* _EXERCISE OBJECTIVE_:
Return each line of the records holding the string "this".

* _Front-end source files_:
-- -- --
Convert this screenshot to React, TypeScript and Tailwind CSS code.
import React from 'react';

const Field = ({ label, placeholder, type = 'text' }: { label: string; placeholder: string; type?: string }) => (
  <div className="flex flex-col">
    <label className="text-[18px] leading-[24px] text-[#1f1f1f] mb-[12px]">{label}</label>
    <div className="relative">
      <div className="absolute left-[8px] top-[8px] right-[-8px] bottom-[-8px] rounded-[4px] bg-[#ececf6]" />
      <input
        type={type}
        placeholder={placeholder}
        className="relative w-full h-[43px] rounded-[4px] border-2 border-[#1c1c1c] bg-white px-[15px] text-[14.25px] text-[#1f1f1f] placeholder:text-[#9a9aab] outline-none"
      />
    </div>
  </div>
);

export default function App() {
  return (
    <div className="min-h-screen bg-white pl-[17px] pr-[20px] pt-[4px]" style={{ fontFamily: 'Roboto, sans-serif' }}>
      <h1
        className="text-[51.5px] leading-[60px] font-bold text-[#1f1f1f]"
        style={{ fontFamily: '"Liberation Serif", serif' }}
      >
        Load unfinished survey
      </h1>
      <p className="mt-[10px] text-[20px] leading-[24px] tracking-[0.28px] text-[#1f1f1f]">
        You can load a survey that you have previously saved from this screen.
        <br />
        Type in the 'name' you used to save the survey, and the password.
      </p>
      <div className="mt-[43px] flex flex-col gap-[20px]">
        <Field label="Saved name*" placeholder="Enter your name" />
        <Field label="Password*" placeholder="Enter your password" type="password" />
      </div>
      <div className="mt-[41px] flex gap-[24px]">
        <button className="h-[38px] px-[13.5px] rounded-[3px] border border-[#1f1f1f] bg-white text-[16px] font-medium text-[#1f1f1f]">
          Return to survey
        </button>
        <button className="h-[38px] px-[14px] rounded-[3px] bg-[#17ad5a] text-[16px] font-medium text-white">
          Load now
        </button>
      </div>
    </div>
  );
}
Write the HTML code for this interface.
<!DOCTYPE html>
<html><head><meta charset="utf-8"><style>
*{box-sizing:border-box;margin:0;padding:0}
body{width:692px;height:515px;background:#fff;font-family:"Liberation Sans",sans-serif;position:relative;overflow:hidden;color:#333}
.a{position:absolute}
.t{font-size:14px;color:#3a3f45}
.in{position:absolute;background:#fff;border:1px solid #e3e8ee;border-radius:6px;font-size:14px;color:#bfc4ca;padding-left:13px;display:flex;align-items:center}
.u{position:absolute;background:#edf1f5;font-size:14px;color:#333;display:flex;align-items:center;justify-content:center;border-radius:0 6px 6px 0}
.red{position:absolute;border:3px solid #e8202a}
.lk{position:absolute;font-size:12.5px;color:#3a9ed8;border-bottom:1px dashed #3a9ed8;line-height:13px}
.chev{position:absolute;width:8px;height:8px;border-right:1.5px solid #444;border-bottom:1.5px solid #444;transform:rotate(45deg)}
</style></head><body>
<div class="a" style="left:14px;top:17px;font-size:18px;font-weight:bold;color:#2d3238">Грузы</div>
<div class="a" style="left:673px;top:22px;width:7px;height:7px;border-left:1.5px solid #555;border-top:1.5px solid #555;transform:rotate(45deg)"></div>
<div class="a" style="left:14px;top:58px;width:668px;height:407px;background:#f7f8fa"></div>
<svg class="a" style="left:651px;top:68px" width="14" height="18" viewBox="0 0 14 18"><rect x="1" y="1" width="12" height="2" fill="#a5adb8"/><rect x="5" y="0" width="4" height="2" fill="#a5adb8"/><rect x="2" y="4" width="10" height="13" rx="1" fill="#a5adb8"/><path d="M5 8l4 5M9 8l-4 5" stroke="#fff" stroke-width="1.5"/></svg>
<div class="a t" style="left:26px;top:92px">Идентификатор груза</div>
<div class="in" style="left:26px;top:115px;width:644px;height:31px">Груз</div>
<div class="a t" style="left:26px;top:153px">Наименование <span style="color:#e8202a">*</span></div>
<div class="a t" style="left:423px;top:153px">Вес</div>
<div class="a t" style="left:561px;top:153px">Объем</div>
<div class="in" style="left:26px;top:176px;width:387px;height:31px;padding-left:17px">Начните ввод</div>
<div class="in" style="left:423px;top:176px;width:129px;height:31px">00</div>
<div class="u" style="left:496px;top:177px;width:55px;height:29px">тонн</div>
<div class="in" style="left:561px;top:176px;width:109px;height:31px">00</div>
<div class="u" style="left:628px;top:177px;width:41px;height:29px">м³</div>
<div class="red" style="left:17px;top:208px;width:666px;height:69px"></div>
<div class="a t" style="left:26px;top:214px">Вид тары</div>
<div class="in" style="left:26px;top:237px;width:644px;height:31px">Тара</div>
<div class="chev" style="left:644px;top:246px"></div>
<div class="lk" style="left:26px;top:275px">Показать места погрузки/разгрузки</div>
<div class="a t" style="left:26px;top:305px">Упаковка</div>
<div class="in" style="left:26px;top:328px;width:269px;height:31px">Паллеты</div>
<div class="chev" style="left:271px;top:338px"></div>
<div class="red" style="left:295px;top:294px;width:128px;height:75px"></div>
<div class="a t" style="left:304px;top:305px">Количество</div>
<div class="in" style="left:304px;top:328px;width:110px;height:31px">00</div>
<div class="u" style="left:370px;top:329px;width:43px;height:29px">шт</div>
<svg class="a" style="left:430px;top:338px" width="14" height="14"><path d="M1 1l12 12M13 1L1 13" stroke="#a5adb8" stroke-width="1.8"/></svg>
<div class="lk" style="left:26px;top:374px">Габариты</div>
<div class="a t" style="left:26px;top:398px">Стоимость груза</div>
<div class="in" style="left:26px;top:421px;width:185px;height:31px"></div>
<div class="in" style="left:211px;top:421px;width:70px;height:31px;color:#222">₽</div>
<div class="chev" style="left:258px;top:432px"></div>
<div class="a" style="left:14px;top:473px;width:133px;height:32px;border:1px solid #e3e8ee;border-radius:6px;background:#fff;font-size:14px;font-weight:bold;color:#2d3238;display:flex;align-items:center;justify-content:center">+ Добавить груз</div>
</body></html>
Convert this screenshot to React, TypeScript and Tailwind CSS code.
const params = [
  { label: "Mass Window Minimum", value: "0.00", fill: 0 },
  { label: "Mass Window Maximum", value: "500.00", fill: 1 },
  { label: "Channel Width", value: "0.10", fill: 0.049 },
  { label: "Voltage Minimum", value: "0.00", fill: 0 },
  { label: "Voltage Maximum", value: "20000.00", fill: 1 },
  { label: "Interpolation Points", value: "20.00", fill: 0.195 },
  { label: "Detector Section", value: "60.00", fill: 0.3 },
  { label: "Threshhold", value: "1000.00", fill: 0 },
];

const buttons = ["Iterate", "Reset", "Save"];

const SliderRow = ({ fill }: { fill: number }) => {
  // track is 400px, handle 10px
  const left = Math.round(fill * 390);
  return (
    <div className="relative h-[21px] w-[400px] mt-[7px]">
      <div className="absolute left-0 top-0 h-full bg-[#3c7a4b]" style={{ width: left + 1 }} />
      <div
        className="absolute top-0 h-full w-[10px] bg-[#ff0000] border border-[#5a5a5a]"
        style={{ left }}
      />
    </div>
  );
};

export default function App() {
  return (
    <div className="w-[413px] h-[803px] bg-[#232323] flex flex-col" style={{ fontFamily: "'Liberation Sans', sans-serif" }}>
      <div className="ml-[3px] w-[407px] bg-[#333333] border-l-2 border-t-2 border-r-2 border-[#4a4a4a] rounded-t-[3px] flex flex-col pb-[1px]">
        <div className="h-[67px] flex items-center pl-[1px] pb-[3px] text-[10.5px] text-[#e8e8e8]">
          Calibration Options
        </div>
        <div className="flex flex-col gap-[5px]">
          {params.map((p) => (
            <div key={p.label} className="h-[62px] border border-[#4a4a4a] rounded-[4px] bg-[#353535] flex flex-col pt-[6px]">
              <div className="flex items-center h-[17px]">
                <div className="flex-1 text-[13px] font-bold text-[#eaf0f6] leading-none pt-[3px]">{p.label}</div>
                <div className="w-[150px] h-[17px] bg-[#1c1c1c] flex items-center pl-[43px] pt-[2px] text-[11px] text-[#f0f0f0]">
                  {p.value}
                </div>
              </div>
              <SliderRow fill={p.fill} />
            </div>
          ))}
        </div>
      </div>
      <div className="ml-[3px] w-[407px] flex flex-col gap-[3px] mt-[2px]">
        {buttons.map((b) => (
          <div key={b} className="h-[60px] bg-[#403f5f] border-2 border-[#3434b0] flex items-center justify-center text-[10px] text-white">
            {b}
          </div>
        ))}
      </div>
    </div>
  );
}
-- -- --
* _EXERCISE RESULT_:
Convert this screenshot to React, TypeScript and Tailwind CSS code.
        You can load a survey that you have previously saved from this screen.
Write the HTML code for this interface.
Convert this screenshot to React, TypeScript and Tailwind CSS code.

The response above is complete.